Given material:
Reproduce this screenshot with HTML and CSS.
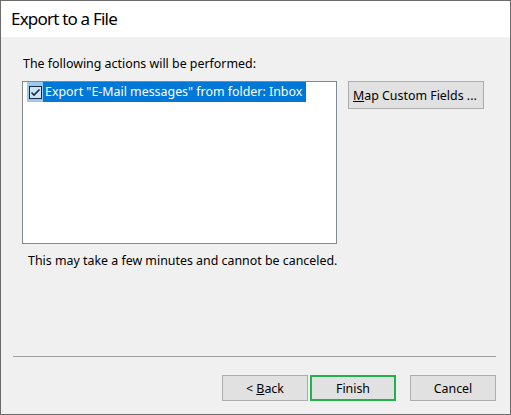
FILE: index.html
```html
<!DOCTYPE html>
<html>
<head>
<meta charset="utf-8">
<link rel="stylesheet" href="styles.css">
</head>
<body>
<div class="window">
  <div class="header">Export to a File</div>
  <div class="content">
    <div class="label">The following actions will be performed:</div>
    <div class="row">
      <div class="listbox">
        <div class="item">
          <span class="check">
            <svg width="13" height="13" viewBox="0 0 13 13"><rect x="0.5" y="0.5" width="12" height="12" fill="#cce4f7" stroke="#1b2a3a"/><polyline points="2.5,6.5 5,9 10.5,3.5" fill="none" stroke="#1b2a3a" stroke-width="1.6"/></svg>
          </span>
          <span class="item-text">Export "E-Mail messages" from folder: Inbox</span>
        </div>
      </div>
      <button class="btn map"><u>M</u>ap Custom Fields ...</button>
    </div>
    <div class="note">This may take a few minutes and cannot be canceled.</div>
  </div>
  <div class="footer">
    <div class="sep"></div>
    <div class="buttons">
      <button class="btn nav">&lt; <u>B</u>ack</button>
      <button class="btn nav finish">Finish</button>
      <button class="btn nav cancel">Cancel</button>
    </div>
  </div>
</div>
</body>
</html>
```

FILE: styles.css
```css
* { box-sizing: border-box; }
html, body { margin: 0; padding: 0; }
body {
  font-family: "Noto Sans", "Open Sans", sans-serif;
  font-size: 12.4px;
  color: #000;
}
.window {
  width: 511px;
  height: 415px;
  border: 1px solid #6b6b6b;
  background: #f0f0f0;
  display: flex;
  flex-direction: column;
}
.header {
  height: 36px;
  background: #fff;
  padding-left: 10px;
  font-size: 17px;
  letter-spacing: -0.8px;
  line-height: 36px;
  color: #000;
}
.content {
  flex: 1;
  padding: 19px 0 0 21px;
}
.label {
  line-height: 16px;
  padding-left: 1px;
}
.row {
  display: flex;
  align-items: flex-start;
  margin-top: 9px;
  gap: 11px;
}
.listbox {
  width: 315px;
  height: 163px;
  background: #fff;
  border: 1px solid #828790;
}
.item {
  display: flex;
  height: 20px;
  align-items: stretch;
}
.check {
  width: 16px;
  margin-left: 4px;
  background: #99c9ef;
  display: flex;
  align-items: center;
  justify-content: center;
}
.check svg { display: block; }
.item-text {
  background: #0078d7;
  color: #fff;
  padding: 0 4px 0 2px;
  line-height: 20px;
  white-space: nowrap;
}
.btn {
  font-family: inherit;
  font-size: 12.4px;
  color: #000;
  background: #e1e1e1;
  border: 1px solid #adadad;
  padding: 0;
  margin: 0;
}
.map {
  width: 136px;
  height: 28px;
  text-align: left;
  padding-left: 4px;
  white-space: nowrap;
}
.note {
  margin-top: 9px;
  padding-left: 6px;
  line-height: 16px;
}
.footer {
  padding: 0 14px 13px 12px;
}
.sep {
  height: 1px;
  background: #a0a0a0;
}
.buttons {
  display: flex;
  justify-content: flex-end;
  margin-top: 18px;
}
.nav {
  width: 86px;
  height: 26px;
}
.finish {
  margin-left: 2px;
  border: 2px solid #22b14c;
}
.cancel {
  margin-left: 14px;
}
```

What you should do:
Pictures are excluded; output everything else in the data verbatim.

Task response:
Reproduce this screenshot with HTML and CSS.
FILE: index.html
```html
<!DOCTYPE html>
<html>
<head>
<meta charset="utf-8">
<link rel="stylesheet" href="styles.css">
</head>
<body>
<div class="window">
  <div class="header">Export to a File</div>
  <div class="content">
    <div class="label">The following actions will be performed:</div>
    <div class="row">
      <div class="listbox">
        <div class="item">
          <span class="check">
            <svg width="13" height="13" viewBox="0 0 13 13"><rect x="0.5" y="0.5" width="12" height="12" fill="#cce4f7" stroke="#1b2a3a"/><polyline points="2.5,6.5 5,9 10.5,3.5" fill="none" stroke="#1b2a3a" stroke-width="1.6"/></svg>
          </span>
          <span class="item-text">Export "E-Mail messages" from folder: Inbox</span>
        </div>
      </div>
      <button class="btn map"><u>M</u>ap Custom Fields ...</button>
    </div>
    <div class="note">This may take a few minutes and cannot be canceled.</div>
  </div>
  <div class="footer">
    <div class="sep"></div>
    <div class="buttons">
      <button class="btn nav">&lt; <u>B</u>ack</button>
      <button class="btn nav finish">Finish</button>
      <button class="btn nav cancel">Cancel</button>
    </div>
  </div>
</div>
</body>
</html>
```

FILE: styles.css
```css
* { box-sizing: border-box; }
html, body { margin: 0; padding: 0; }
body {
  font-family: "Noto Sans", "Open Sans", sans-serif;
  font-size: 12.4px;
  color: #000;
}
.window {
  width: 511px;
  height: 415px;
  border: 1px solid #6b6b6b;
  background: #f0f0f0;
  display: flex;
  flex-direction: column;
}
.header {
  height: 36px;
  background: #fff;
  padding-left: 10px;
  font-size: 17px;
  letter-spacing: -0.8px;
  line-height: 36px;
  color: #000;
}
.content {
  flex: 1;
  padding: 19px 0 0 21px;
}
.label {
  line-height: 16px;
  padding-left: 1px;
}
.row {
  display: flex;
  align-items: flex-start;
  margin-top: 9px;
  gap: 11px;
}
.listbox {
  width: 315px;
  height: 163px;
  background: #fff;
  border: 1px solid #828790;
}
.item {
  display: flex;
  height: 20px;
  align-items: stretch;
}
.check {
  width: 16px;
  margin-left: 4px;
  background: #99c9ef;
  display: flex;
  align-items: center;
  justify-content: center;
}
.check svg { display: block; }
.item-text {
  background: #0078d7;
  color: #fff;
  padding: 0 4px 0 2px;
  line-height: 20px;
  white-space: nowrap;
}
.btn {
  font-family: inherit;
  font-size: 12.4px;
  color: #000;
  background: #e1e1e1;
  border: 1px solid #adadad;
  padding: 0;
  margin: 0;
}
.map {
  width: 136px;
  height: 28px;
  text-align: left;
  padding-left: 4px;
  white-space: nowrap;
}
.note {
  margin-top: 9px;
  padding-left: 6px;
  line-height: 16px;
}
.footer {
  padding: 0 14px 13px 12px;
}
.sep {
  height: 1px;
  background: #a0a0a0;
}
.buttons {
  display: flex;
  justify-content: flex-end;
  margin-top: 18px;
}
.nav {
  width: 86px;
  height: 26px;
}
.finish {
  margin-left: 2px;
  border: 2px solid #22b14c;
}
.cancel {
  margin-left: 14px;
}
```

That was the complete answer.